De nós, os espartanos da guarda do rei Leónidas, dizem que somos homens leais e que lutamos pela liberdade dos cidadãos helénicos, pela justiça e pela lei, mas em boa verdade vos digo que quem disse isso mente. Amanhã, ao amanhecer abraçaremos os nossos escudos e, após empunhar as lanças, escutar-se-ão os nossos hinos de guerra ressoar no desfiladeiro e lançar-nos-emos contra as hordas dos bárbaros. Eu avançarei ombro com ombro, ocupando o meu posto na falange cerrada, sentirei o calor, a luz do sol, o odor do ferro, o suor dos homens, sabendo que tudo isso o farei pela última vez. A minha lança manchar-se-á de sangue, matarei dez bárbaros, ou cem, ou mil, mas isto valherá pouco, porque o meu ventre será atravessado pelas lanças do inimigo e morrerei, mas não o farei pela liberdade dos helénicos, nem pela justiça e a lei, nem sequer morrerei por Esparta. Morrerei para não me tornar escravo, arrastando as correntes da servidão pelos desertos de Media; morrerei para vingar Agesilao, meu amigo, que vi cair ontem atravessado por uma flecha egípcia; morrerei junto a Arquíloco, que me cubriu o flanco con o seu escudo em dez batalhas e amanhã o cubrirá pela última vez; morrerei por Leónidas, que nos conduz para a morte, mas a quem estamos agradecidos porque antes fez de nós homens.
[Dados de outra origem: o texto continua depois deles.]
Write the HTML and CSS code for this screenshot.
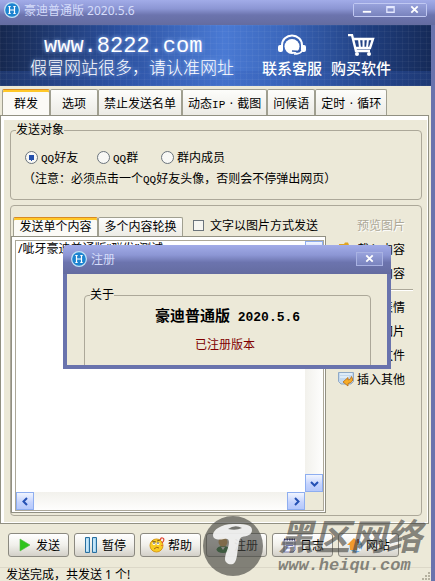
FILE: index.html
```html
<!DOCTYPE html>
<html lang="zh-CN">
<head>
  <meta charset="UTF-8">
  <meta name="viewport" content="width=device-width, initial-scale=1.0">
  <title>豪迪普通版 2020.5.6</title>
  <link rel="stylesheet" href="styles.css">
</head>
<body>
  <div class="window">

    <header class="titlebar">
      <svg class="logo" viewBox="0 0 16 16">
        <circle cx="8" cy="8" r="7.4" fill="#1c84d0" stroke="#c4e2f6" stroke-width="1.2"/>
        <path d="M5.5 4.5v7M10.5 4.5v7M5.5 8h5M4.3 4.5h2.4M9.3 4.5h2.4M4.3 11.5h2.4M9.3 11.5h2.4" stroke="#fff" stroke-width="1.2" fill="none"/>
      </svg>
      <h1>豪迪普通版 2020.5.6</h1>
      <div class="window-buttons">
        <button aria-label="最小化"><svg viewBox="0 0 12 12"><path d="M2 8.500h9" stroke="#fff" stroke-width="2"/></svg></button>
        <button aria-label="最大化"><svg viewBox="0 0 12 12"><path d="M2 3h8v6H2zM2 4h8" stroke="#e4e8ff" stroke-width="1.400" fill="none"/></svg></button>
        <button aria-label="关闭"><svg viewBox="0 0 12 12"><path d="M2.500 2.500l7 7M9.500 2.500l-7 7" stroke="#fff" stroke-width="2"/></svg></button>
      </div>
    </header>

    <div class="client">
      <div class="banner">
        <div class="slogan">
          <p class="site">www.8222.com</p>
          <p class="warning">假冒网站很多，请认准网址</p>
        </div>
        <a class="banner-link" href="#">
          <svg width="28" height="22" viewBox="0 0 28 22">
            <path d="M4 13V11a10 9.500 0 0 1 20 0v2" stroke="#fff" stroke-width="2" fill="none"/>
            <circle cx="14" cy="12.500" r="7.500" fill="#fff"/>
            <rect x="0" y="11" width="5" height="7" rx="2" fill="#fff"/>
            <rect x="23" y="11" width="5" height="7" rx="2" fill="#fff"/>
            <path d="M24 17q-2 3-8 3" stroke="#fff" stroke-width="1.500" fill="none"/>
            <path d="M14 17l8 .5" stroke="#345ba8" stroke-width="1.500"/>
          </svg>
          联系客服
        </a>
        <a class="banner-link" href="#">
          <svg width="28" height="22" viewBox="0 0 28 22">
            <path d="M1 1h4l4 16h14M7 5h19l-3 9H9" stroke="#fff" stroke-width="2.400" fill="none"/>
            <path d="M12 5l1 9M16.500 5v9M21 5l-1 9" stroke="#fff" stroke-width="2"/>
            <circle cx="10" cy="20" r="2" fill="#fff"/>
            <circle cx="22" cy="20" r="2" fill="#fff"/>
          </svg>
          购买软件
        </a>
      </div>

      <nav class="tabs">
        <button class="tab active">群发</button>
        <button class="tab">选项</button>
        <button class="tab">禁止发送名单</button>
        <button class="tab">动态<span class="half">IP</span><span class="dot">·</span>截图</button>
        <button class="tab">问候语</button>
        <button class="tab">定时<span class="dot">·</span>循环</button>
      </nav>

      <main class="panel">
        <fieldset class="group target">
          <legend>发送对象</legend>
          <div class="radios">
            <label><input type="radio" name="target" checked><span><span class="half">QQ</span>好友</span></label>
            <label><input type="radio" name="target"><span><span class="half">QQ</span>群</span></label>
            <label><input type="radio" name="target"><span>群内成员</span></label>
          </div>
          <p class="note">（注意：必须点击一个<span class="half">QQ</span>好友头像，否则会不停弹出网页）</p>
        </fieldset>

        <section class="group content">
          <div class="editor">
            <div class="editor-head">
              <div class="small-tabs">
                <button class="tab active">发送单个内容</button>
                <button class="tab">多个内容轮换</button>
              </div>
              <label class="as-image"><input type="checkbox">文字以图片方式发送</label>
            </div>
            <div class="editor-frame">
              <div class="editor-box">
                <textarea aria-label="发送内容" spellcheck="false">/呲牙豪迪普通版“群发”测试</textarea>
                <div class="scroll-v">
                  <button aria-label="向上"><svg viewBox="0 0 9 9"><path d="M1 6l3.500-3.500L8 6"/></svg></button>
                  <button aria-label="向下"><svg viewBox="0 0 9 9"><path d="M1 3l3.500 3.500L8 3"/></svg></button>
                </div>
                <div class="scroll-h">
                  <button aria-label="向左"><svg viewBox="0 0 9 9"><path d="M6 1L2.500 4.500 6 8"/></svg></button>
                  <button aria-label="向右"><svg viewBox="0 0 9 9"><path d="M3 1l3.500 3.500L3 8"/></svg></button>
                </div>
              </div>
            </div>
          </div>

          <div class="actions">
            <button class="action" disabled><i class="icon"></i>预览图片</button>
            <button class="action"><svg class="icon" viewBox="0 0 16 16"><path d="M1 3h5l1-1.500h3L11 4h4v10H1z" fill="#e0a422"/></svg>载入内容</button>
            <button class="action"><i class="icon"></i>清空内容</button>
            <hr>
            <button class="action"><i class="icon"></i>插入表情</button>
            <button class="action"><i class="icon"></i>插入图片</button>
            <button class="action"><i class="icon"></i>插入文件</button>
            <button class="action">
              <svg class="icon" viewBox="0 0 16 16">
                <path d="M.5 1.500h15v9L13 13H3L.5 10.500z" fill="#c3d8ee" stroke="#8fa9c6"/>
                <path d="M2 3h12M2 6h9" stroke="#e8f2fc" stroke-width="1.500"/>
                <path d="M5 11l5-4.500V9q3 0 3.500-3.500Q17 11 10 12.500V15z" fill="#f7ad28" stroke="#b86b10" stroke-width=".8"/>
              </svg>插入其他</button>
          </div>
        </section>
      </main>

      <div class="toolbar">
        <button class="tool">
          <svg class="icon" viewBox="0 0 16 16"><path d="M3 2l10 6-10 6z" fill="#2fc41c" stroke="#55b848" stroke-width=".6"/></svg>发送
        </button>
        <button class="tool">
          <svg class="icon" viewBox="0 0 16 16"><path d="M2.500.5h4v15h-4zM9.500.5h4v15h-4z" fill="#a5d5f1" stroke="#286f9f"/><path d="M4 2v12M11 2v12" stroke="#e7f7ff"/></svg>暂停
        </button>
        <button class="tool">
          <svg class="icon" viewBox="0 0 16 16">
            <circle cx="7.500" cy="8.500" r="6.500" fill="#f8cc22" stroke="#d99b19"/>
            <path d="M3 4l4 1M8 4l3-1" stroke="#8d6510"/>
            <circle cx="5" cy="6.500" r="1.500" fill="#fff"/><circle cx="9" cy="6.500" r="1.500" fill="#fff"/>
            <circle cx="5" cy="6" r=".7"/><circle cx="9" cy="6" r=".7"/>
            <path d="M5 12q3-3 5-1" stroke="#a86812" fill="none"/>
            <path d="M11.500 3q0-2.500 2-2t1 3l-1.500 2M13 8v1" stroke="#e04430" stroke-width="1.200" fill="none"/>
          </svg>帮助
        </button>
        <button class="tool">
          <svg class="icon" viewBox="0 0 16 16"><ellipse cx="8" cy="12.500" rx="6.500" ry="3.500" fill="#287a38"/><circle cx="8" cy="5" r="4.500" fill="#e2a958"/><path d="M6 10l2 3 2-3z" fill="#fff"/></svg>注册
        </button>
        <button class="tool">
          <svg class="icon" viewBox="0 0 16 16"><path d="M3 2.500h11V13l-2 2H3z" fill="#f2f3ff" stroke="#7979a8"/><path d="M3 2.500h11" stroke="#34345e" stroke-width="2" stroke-dasharray="1.500 1"/><path d="M5 6h7M5 8.500h7M5 11h5" stroke="#777bc0"/></svg>日志
        </button>
        <button class="tool">
          <svg class="icon" viewBox="0 0 16 16"><circle cx="9" cy="9" r="6.500" fill="#65a9df"/><path d="M8 8h6v6H8z" fill="#e3f1fb"/><path d="M0 8l7-7 5 6-2 1v5H3V8z" fill="#f09a2b"/><path d="M10 2h2v4h-2z" fill="#9e3b27"/></svg>网站
        </button>
      </div>

      <footer class="status">
        <span>发送完成，共发送 1 个!</span>
        <svg class="grip" width="10" height="10" viewBox="0 0 10 10"><path d="M8 2h2M5 5h2M8 5h2M2 8h2M5 8h2M8 8h2" stroke="#b5b19f" stroke-width="2"/></svg>
      </footer>
    </div>

    <div class="dialog" role="dialog" aria-label="注册">
      <div class="dialog-title">
        <svg class="logo" viewBox="0 0 16 16">
          <circle cx="8" cy="8" r="7.4" fill="#1c84d0" stroke="#c4e2f6" stroke-width="1.2"/>
          <path d="M5.5 4.5v7M10.5 4.5v7M5.5 8h5M4.3 4.5h2.4M9.3 4.5h2.4M4.3 11.5h2.4M9.3 11.5h2.4" stroke="#fff" stroke-width="1.2" fill="none"/>
        </svg>
        <h2>注册</h2>
        <button class="dialog-close" aria-label="关闭"><svg viewBox="0 0 12 12"><path d="M2.500 2.500l7 7M9.500 2.500l-7 7" stroke="#fff" stroke-width="2"/></svg></button>
      </div>
      <div class="dialog-body">
        <fieldset class="group about">
          <legend>关于</legend>
          <p class="product">豪迪普通版<span class="version"> 2020.5.6</span></p>
          <p class="registered">已注册版本</p>
        </fieldset>
      </div>
    </div>

    <div class="watermark">
      <svg width="60" height="60" viewBox="0 0 60 60">
        <circle cx="30" cy="30" r="30" fill="#484844" fill-opacity=".65"/>
        <path d="M10 19C10 14 18 8 30 8c10 0 19 0 19 6 0 5-5 6-10 7-3 1-3 6-4 11-1 6-1 14-5 16-4 1-8-1-8-5 0-6 4-11 4-17 0-3-2-4-5-3-5 1-11 1-11-4z" fill="#fff" fill-opacity=".85"/>
        <path d="M25 13q7-5 14-1-6 3-14 1z" fill="#74746f"/>
      </svg>
      <div class="watermark-text">
        <span class="watermark-name">黑区网络</span>
        <span class="watermark-url">www.heiqu.com</span>
      </div>
    </div>

  </div>
</body>
</html>
```
FILE: styles.css
```css
* {
  box-sizing: border-box;
}

body {
  margin: 0;
  font-family: "Noto Sans", "Noto Sans CJK SC", sans-serif;
  font-size: 12px;
  color: #000;
}

h1, h2, p {
  margin: 0;
  font-size: 12px;
  font-weight: normal;
}

button, textarea {
  font-family: inherit;
  font-size: 12px;
  color: inherit;
  padding: 0;
}

/* latin letters that take half of a chinese one */
.half {
  font-family: "Liberation Mono", monospace;
  font-size: 11px;
}

.dot {
  display: inline-block;
  width: 12px;
  text-align: center;
}

.icon {
  width: 16px;
  height: 16px;
  flex: none;
}

.window {
  position: relative;
  display: flex;
  flex-direction: column;
  height: 100vh;
  overflow: hidden;
  background-color: #ece9d8;
}

/* title bar */
.titlebar, .dialog-title {
  display: flex;
  align-items: center;
  color: #d5dcfa;
  background: linear-gradient(#a2ace8, #8c96d4 35%, #6c74ae 60%, #646ca0);
}

.titlebar {
  height: 25px;
  padding: 0 8px 6px 4px;
  flex: none;
}

.logo {
  width: 16px;
  height: 16px;
  margin-right: 4px;
}

.window-buttons {
  display: flex;
  margin-left: auto;
  border: 1px solid #c0c8f2;
  border-radius: 2px;
}

.window-buttons button, .dialog-close {
  display: flex;
  align-items: center;
  justify-content: center;
  width: 24px;
  height: 12px;
  border: 0;
  background: linear-gradient(#98a2dc, #7983bd);
}

.window-buttons svg, .dialog-close svg {
  width: 11px;
  height: 11px;
}

.client {
  flex: 1;
  min-height: 0;
  display: flex;
  flex-direction: column;
  border-right: 4px solid #6973ad;
}

/* banner */
.banner {
  display: flex;
  height: 61px;
  flex: none;
  color: #fff;
  background:
    repeating-linear-gradient(90deg, rgba(255, 255, 255, 0.04) 0 1px, transparent 1px 6px),
    repeating-linear-gradient(rgba(255, 255, 255, 0.04) 0 1px, transparent 1px 6px),
    linear-gradient(transparent 75%, rgba(50, 90, 180, 0.3) 75%),
    linear-gradient(90deg, #16284f, #2c51a0 28%, #4a7ad4 52%, #3c68bd 65%, #203f80 85%, #152a58);
}

.slogan {
  width: 232px;
  padding: 10px 0 0 30px;
  text-shadow: 0 0 4px #9fc0ff;
  white-space: nowrap;
}

.site {
  padding-left: 14px;
  font-family: "Liberation Mono", monospace;
  font-size: 22px;
  line-height: 24px;
}

.warning {
  font-size: 17px;
  font-weight: 300;
  line-height: 18px;
}

.banner-link {
  display: flex;
  flex-direction: column;
  align-items: center;
  width: 60px;
  margin: 9px 0 0 30px;
  color: #fff;
  font-size: 15px;
  font-weight: 500;
  line-height: 20px;
  text-decoration: none;
  white-space: nowrap;
}

.banner-link + .banner-link {
  margin-left: 9px;
}

.banner-link svg {
  margin-bottom: 2px;
}

/* tabs */
.tabs {
  display: flex;
  padding: 3px 0 0 2px;
}

.tab {
  min-width: 48px;
  height: 26px;
  padding: 0 5px;
  border: 1px solid #a09f90;
  border-bottom: 0;
  border-radius: 2px 2px 0 0;
  background: linear-gradient(#fdfdfb, #ecebe5);
  white-space: nowrap;
}

.tab.active {
  border-top: 1px solid #d98a24;
  box-shadow: inset 0 2px 0 #ffc828;
  background: #fbfaf6;
}

/* panel */
.panel {
  flex: 1;
  min-height: 0;
  display: flex;
  flex-direction: column;
  gap: 5px;
  margin-right: 2px;
  padding: 7px 6px 7px 9px;
  border: 1px solid #919082;
  box-shadow: inset 3px 4px 0 #fff, inset -1px -1px 0 #fff;
}

.group {
  min-width: 0;
  margin: 0;
  border: 1px solid #aca899;
  border-radius: 4px;
}

.group legend {
  padding: 0;
  line-height: 14px;
}

.target {
  padding: 9px 5px 8px;
}

.radios {
  display: grid;
  grid-template-columns: 72px 64px auto;
  align-items: center;
  height: 22px;
  padding-left: 9px;
}

.radios label, .as-image {
  display: flex;
  align-items: center;
  white-space: nowrap;
}

.radios input {
  appearance: none;
  width: 13px;
  height: 13px;
  margin: 0 3px 0 0;
  border: 1px solid #6b747c;
  border-radius: 50%;
  background: #f8f8f5;
}

.radios input:checked {
  background: radial-gradient(#2450ac 0 3px, #f8f8f5 3px);
}

.note {
  padding-left: 7px;
  line-height: 22px;
  white-space: nowrap;
}

/* editor and its actions */
.content {
  flex: 1;
  min-height: 0;
  display: flex;
}

.editor {
  flex: 1;
  display: flex;
  flex-direction: column;
  padding: 8px 0 2px;
}

.editor-head {
  display: flex;
  align-items: flex-end;
  padding-left: 2px;
}

.small-tabs {
  display: flex;
  padding-top: 3px;
}

.small-tabs .tab {
  width: 85px;
  height: 19px;
  line-height: 18px;
}

.as-image {
  margin-left: 10px;
  height: 22px;
}

.as-image input {
  appearance: none;
  width: 11px;
  height: 11px;
  margin: 0 6px 0 0;
  border: 1px solid #6b747c;
  background: #f6f6f2;
}

.editor-frame {
  flex: 1;
  display: flex;
  padding: 3px 1px 1px 3px;
  border: 1px solid #919082;
  background: #fff;
}

.editor-box {
  flex: 1;
  display: grid;
  grid-template-columns: 1fr 18px;
  grid-template-rows: 1fr 18px;
  border: 1px solid #aca899;
  background: #ece9d8;
}

.editor-box textarea {
  min-width: 0;
  padding: 0 2px;
  border: 0;
  outline: 0;
  resize: none;
  overflow: hidden;
  line-height: 16px;
  background: #fff;
}

.scroll-v, .scroll-h {
  display: flex;
  justify-content: space-between;
  background: linear-gradient(90deg, #f2f1ec, #fefefd);
}

.scroll-v {
  flex-direction: column;
}

.scroll-h {
  background: linear-gradient(#f2f1ec, #fefefd);
}

.scroll-v button, .scroll-h button {
  display: flex;
  align-items: center;
  justify-content: center;
  width: 18px;
  height: 18px;
  border: 1px solid #8eaef0;
  background: linear-gradient(#f1f5ff, #c3d2fd 60%, #b5c8fb);
}

.scroll-v svg, .scroll-h svg {
  width: 9px;
  height: 9px;
  fill: none;
  stroke: #2450b4;
  stroke-width: 2;
}

.actions {
  width: 95px;
  padding: 7px 8px 0 12px;
}

.action {
  display: flex;
  align-items: center;
  gap: 3px;
  width: 100%;
  height: 24px;
  border: 0;
  background: none;
  white-space: nowrap;
}

.action:disabled {
  color: #aca899;
  text-shadow: 1px 1px 0 #fff;
}

.actions hr {
  margin: 4px 0;
  border: 0;
  border-top: 1px solid #aca899;
  border-bottom: 1px solid #fff;
}

/* bottom buttons */
.toolbar {
  display: flex;
  gap: 5px;
  padding: 9px 8px 10px;
}

.tool {
  display: flex;
  align-items: center;
  justify-content: center;
  gap: 3px;
  width: 61px;
  height: 24px;
  border: 1px solid #8b8980;
  border-radius: 3px;
  background: linear-gradient(#fff, #f1f0eb 50%, #d3d0c8);
  white-space: nowrap;
}

.status {
  display: flex;
  justify-content: space-between;
  height: 14px;
  padding: 0 1px 0 6px;
  border-top: 1px solid #dcd8c8;
  line-height: 14px;
  flex: none;
}

.grip {
  margin-top: 3px;
}

/* dialog */
.dialog {
  position: absolute;
  top: 245px;
  left: 63px;
  right: 44px;
  border: 4px solid #6973ad;
  border-top: 0;
  border-radius: 5px 5px 0 0;
  background: #6973ad;
}

.dialog-title {
  height: 29px;
  margin: 0 -4px;
  padding: 0 8px 2px;
  border-radius: 5px 5px 0 0;
}

.dialog-close {
  width: 27px;
  height: 14px;
  margin-left: auto;
  border: 1px solid #a9b2e2;
}

.dialog-body {
  height: 91px;
  padding: 14px 16px 0 17px;
  overflow: hidden;
  background: #ece9d8;
}

.about {
  height: 100px;
  padding: 2px 5px 0;
}

.product, .registered {
  text-align: center;
}

.product {
  font-size: 15px;
  font-weight: bold;
  line-height: 22px;
}

.version {
  font-family: "Liberation Mono", monospace;
  font-size: 13px;
}

.registered {
  padding: 7px 5px 0 0;
  line-height: 18px;
  color: #800000;
}

/* watermark over the bottom buttons */
.watermark {
  position: absolute;
  right: 13px;
  bottom: 5px;
  display: flex;
  gap: 15px;
  pointer-events: none;
}

.watermark-text {
  display: flex;
  flex-direction: column;
  color: rgba(72, 72, 68, 0.65);
  font-weight: bold;
  font-style: italic;
  white-space: nowrap;
}

.watermark-name {
  font-size: 36px;
  line-height: 42px;
}

.watermark-url {
  font-family: "Liberation Mono", monospace;
  font-size: 17px;
  line-height: 16px;
}
```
Amanhã, quando a noite cair, da guarda do rei Leónidas só restará um conjunto de corpos sem vida, depois um punhado de ossos, a seguir um punhado de poeira, e por fim nada. Quiçá então, quando for esquecido o nome de Esparta e inclusive o vasto império do Rei dos Reis tiver sucumbido ao esquecimento, alguém recordará o nosso sacríficio e verá que pela nossa morte fomos justos, valentes e leais, assim como por tudo o que não chegamos a ser em vida, e então dirá: "os espartanos da guarda do rei Leónidas morreram há muito tempo, mas a sua recordação permanece imortal". Assim será, e quem disser o contrário merecerá a morte."

Essa é a forma que eu gosto de ver o mundo, minha família , meus irmãos e irmãs!

O que você perfere, medo da morte ou medo do olhar dos seus irmãos enquanto o inimigo inicinera os seus corpos vivos, sabendo que foi fraco e omisso ou corrupto demais para ajuda-los???